The pharmaceutical industry has a major impact on life development in general, throughout societies worldwide. In other words, its impact is not only notable and relevant to people's health, but to economies and the environment.
Sustainable logistics in the pharmaceutical industry
Reducing the ecological impact is already mandatory for all industries, including the pharmaceutical one. The logistics sector has taken great steps in this direction with the green or sustainable logistics and the reverse logistics.
Transportation and its routes have been rethought and redesigned to reduce CO² emissions, and the warehousing processes were too, aiming to become more sustainable. The recycling of packing and wrapping materials as well as the reuse of containers has been implemented. Also, the carbon footprint of logistics operations is calculated, so corrective measures can be taken, among many other initiatives.
Thus, logistics in the pharmaceutical industry has also seen a greater investment in less contaminating means of transportation, a better use of the warehousing potential in shipments and a greater commitment to clean technologies throughout the logistics process.
Health, engine of development and key element of the economy
After the impacts of the pandemic on the global economy, especially in developing countries, today more than ever it is clear that investment in health is essential for the economic development.
Latin America and particularly the Caribbean, in addition to having reported 30% of the deaths caused by this disease, has been the economic area which was most affected by the pandemic. International organizations such as PAHO, ECLAC and the UN have already highlighted the need for a comprehensive public health agenda that recognizes the interdependence between health, society, economy, and the environment.
In the short term, to control the health crisis, the governments of the Latin American region must remodel health systems, strengthen public investment, and consolidate welfare states, along with equality and environmental sustainability.
As specialists and leaders of several international organizations have pointed out, without health there is no sustainable economic recovery, and in general, without health there is no economy.
For this, the pharmaceutical sector is key. Mainly, in relation to the region's capacity to produce vaccines and drugs, as well as to overcome the external dependence that was faced during this pandemic.
The pandemic made evident the weaknesses of the health systems, the inequality in access to universal primary healthcare, and the chronic lack of financing for research and technological development. This prevents the expansion of existing capacities to timely produce vaccines and build a scaled drug market.

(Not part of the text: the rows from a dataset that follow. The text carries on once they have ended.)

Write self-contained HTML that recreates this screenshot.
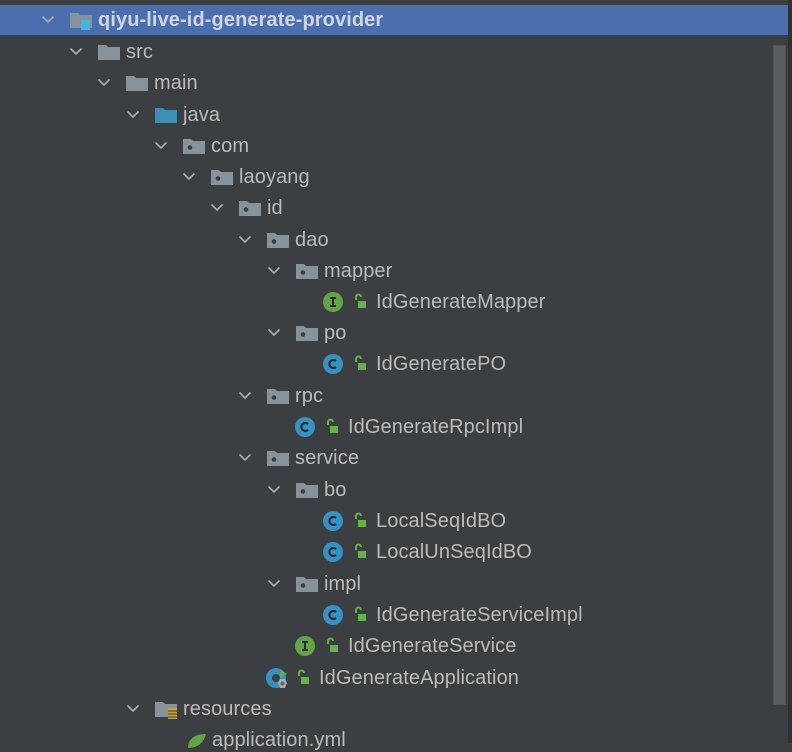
<!DOCTYPE html>
<html><head><meta charset="utf-8"><style>
html,body{margin:0;padding:0;width:792px;height:743px;overflow:hidden;background:#3c3f41;font-family:"Liberation Sans","Noto Sans CJK SC",sans-serif;}
.a{position:absolute}
.t{position:absolute;color:#bbbbbb;font-size:20px;line-height:24px;white-space:nowrap;letter-spacing:0.1px}
</style></head><body>
<div class="a" style="left:0;top:5px;width:788px;height:30px;background:#4b6eaf"></div>
<div class="a" style="left:788px;top:0;width:4px;height:743px;background:#2f3133"></div>
<div class="a" style="left:773px;top:45px;width:13px;height:660px;background:#595b5d;border:1px solid #505254;box-sizing:border-box"></div>
<div id="tree"></div>
<script>
var rows=[
[0,'proj','qiyu-live-id-generate-provider',20],
[1,'f','src',52],[2,'f','main',83],[3,'java','java',115],[4,'p','com',146],[5,'p','laoyang',177],[6,'p','id',208],[7,'p','dao',240],[8,'p','mapper',271],
[9,'I','IdGenerateMapper',302],[8,'p','po',333],[9,'C','IdGeneratePO',364],[7,'p','rpc',396],[8,'C','IdGenerateRpcImpl',427],[7,'p','service',458],[8,'p','bo',490],
[9,'C','LocalSeqIdBO',521],[9,'C','LocalUnSeqIdBO',552],[8,'p','impl',584],[9,'C','IdGenerateServiceImpl',615],[8,'I','IdGenerateService',646],[7,'A','IdGenerateApplication',678],
[3,'res','resources',709],[4,'yml','application.yml',740]];
var h='';
rows.forEach(function(r){
 var L=r[0],k=r[1],n=r[2],y=r[3];var tl=Math.round(98+28.2*L);
 if(k=='I'||k=='C'||k=='A'){
  var x=tl+24, cx=x-43;
  if(k=='A'){
   h+='<svg class="a" style="left:'+(cx-10)+'px;top:'+(y-11)+'px" width="26" height="24"><circle cx="10" cy="11" r="10" fill="#3592c4"/><circle cx="10" cy="11" r="4" fill="#3c3f41"/><path d="M14 2 L21 7 L14 11Z" fill="#59a869"/><polygon points="14,12 19,12 21,16 19,21 14,21 12,16" fill="#a4aab0"/><circle cx="16.5" cy="16.5" r="2" fill="#5f6469"/></svg>';
  }else{
   var col=k=='I'?'#62a543':'#3592c4';
   h+='<svg class="a" style="left:'+(cx-10)+'px;top:'+(y-10)+'px" width="20" height="20"><circle cx="10" cy="10" r="10" fill="'+col+'"/>'+(k=='I'?'<path d="M7 6h6M7 14h6M10 6v8" stroke="#2b2b2b" stroke-width="2"/>':'<path d="M13 7A4 4 0 1 0 13 13" stroke="#2b2b2b" stroke-width="2.2" fill="none"/>')+'</svg>';
  }
  h+='<svg class="a" style="left:'+(x-23)+'px;top:'+(y-9)+'px" width="14" height="16"><path d="M3 7V4a2.5 2.5 0 0 1 5 0" stroke="#62b543" stroke-width="2" fill="none"/><rect x="5" y="8" width="8" height="7" fill="#62b543"/></svg>';
  h+='<div class="t" style="left:'+x+'px;top:'+(y-12)+'px">'+n+'</div>';
  return;
 }
 if(k=='yml'){
  h+='<svg class="a" style="left:186px;top:'+(y-10)+'px" width="22" height="20"><path d="M2 18C2 8 10 4 20 4C18 12 12 18 2 18Z" fill="#62a543"/></svg>';
  h+='<div class="t" style="left:212px;top:'+(y-12)+'px">'+n+'</div>';return;
 }
 h+='<svg class="a" style="left:'+(tl-57)+'px;top:'+(y-5)+'px" width="14" height="9"><path d="M1.5 1.5L7 7L12.5 1.5" stroke="#a9b0b6" stroke-width="1.6" fill="none"/></svg>';
 var fc=k=='java'?'#3d8fb5':'#87939a';
 var fl=tl-28;
 h+='<svg class="a" style="left:'+fl+'px;top:'+(y-7)+'px" width="24" height="20"><path d="M0 0H8L10 2H22V15H0Z" fill="'+fc+'"/>'+
  (k=='p'?'<circle cx="7" cy="8.5" r="2.3" fill="#3c3f41"/>':'')+
  (k=='proj'?'<rect x="11" y="7" width="9" height="10" fill="#40b6e0"/>':'')+
  (k=='res'?'<rect x="13" y="6" width="9" height="11" fill="#c9a23c"/><path d="M13 9h9M13 12h9M13 15h9" stroke="#3c3f41" stroke-width="1"/>':'')+'</svg>';
 var st=k=='proj'?'font-weight:bold;color:#d0d6de;':'';
 h+='<div class="t" style="left:'+tl+'px;top:'+(y-12)+'px;'+st+'">'+n+'</div>';
});
document.getElementById('tree').innerHTML=h;
</script>
</body></html>
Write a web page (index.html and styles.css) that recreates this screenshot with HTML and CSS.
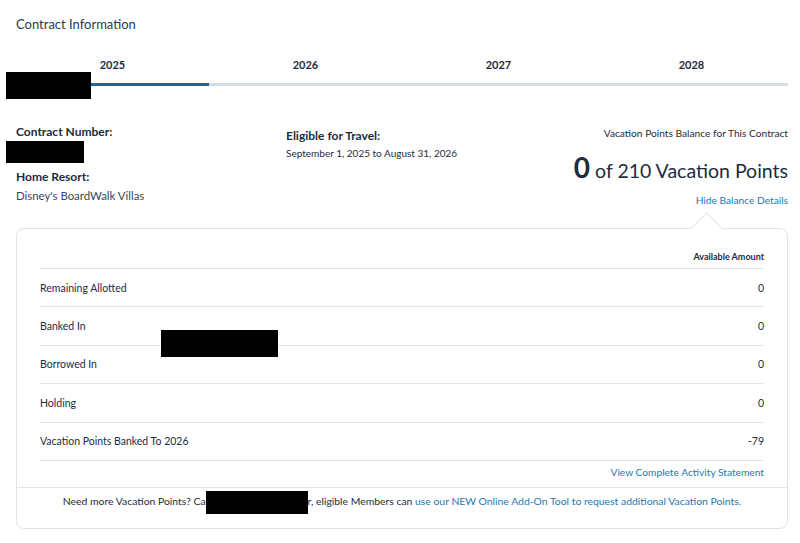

In addition to understanding health as part of the economy, public and private investment, together, must build "universal, caring and resilient" health systems.
Social responsibility and governance in the pharmaceutical sector
On the other hand, many pharmaceutical companies have lately been strongly criticized for their ethical-business behavior, which does not correspond to the corporate values that they usually state in their mission. They have suffered several crises of public legitimacy that have contributed to the increasing society demands for more governance and transparency in this sector, as well as greater corporate social responsibility (CSR), accountability and ethical commitment to society and the communities in which they operate and have any influence.
Many practices must change in this sector to be more sustainable and better contribute to the financial balance of health systems, for example:
The benefit orientation.
Some of the commercial innovation strategies of large pharmaceutical companies in current business patterns.
The preferred orientation to drugs.
The non-transparent dynamics used to extend patents on top-selling products.
The neglect of diseases in poor countries.
The distortion of reality about cost-effective results research in clinical practice.
As well as the wealthy accumulation of capital and the high financial compensation for management teams.
The right to health must be above the economic interests of pharmaceutical companies, as well as promote a better balance between innovation and prices, and a patent system that benefits developing countries.
The challenges for the pharmaceutical industry in Brazil
In the Brazilian scenario, the pharmaceutical industry has obtained higher success rates than other sectors. However, it also faces its own challenges.
The first of these has to do with listening to and understanding communities in the midst of legislation, discussion and greater public awareness about the identification and manipulation of personal data for commercial or political purposes.
Another challenge is related to the need for pharmaceutical companies to assume an instructional role, to counteract fake news and the damage they cause, such as the resurgence of diseases that were under control, as well as damage to companies in the vaccine sector because of anti-vaccine movements.
With transparency, investing in informative communication and renouncing the spotlight, the pharmaceutical industry is able of building a legacy to guide the next communities’ steps safely and effectively.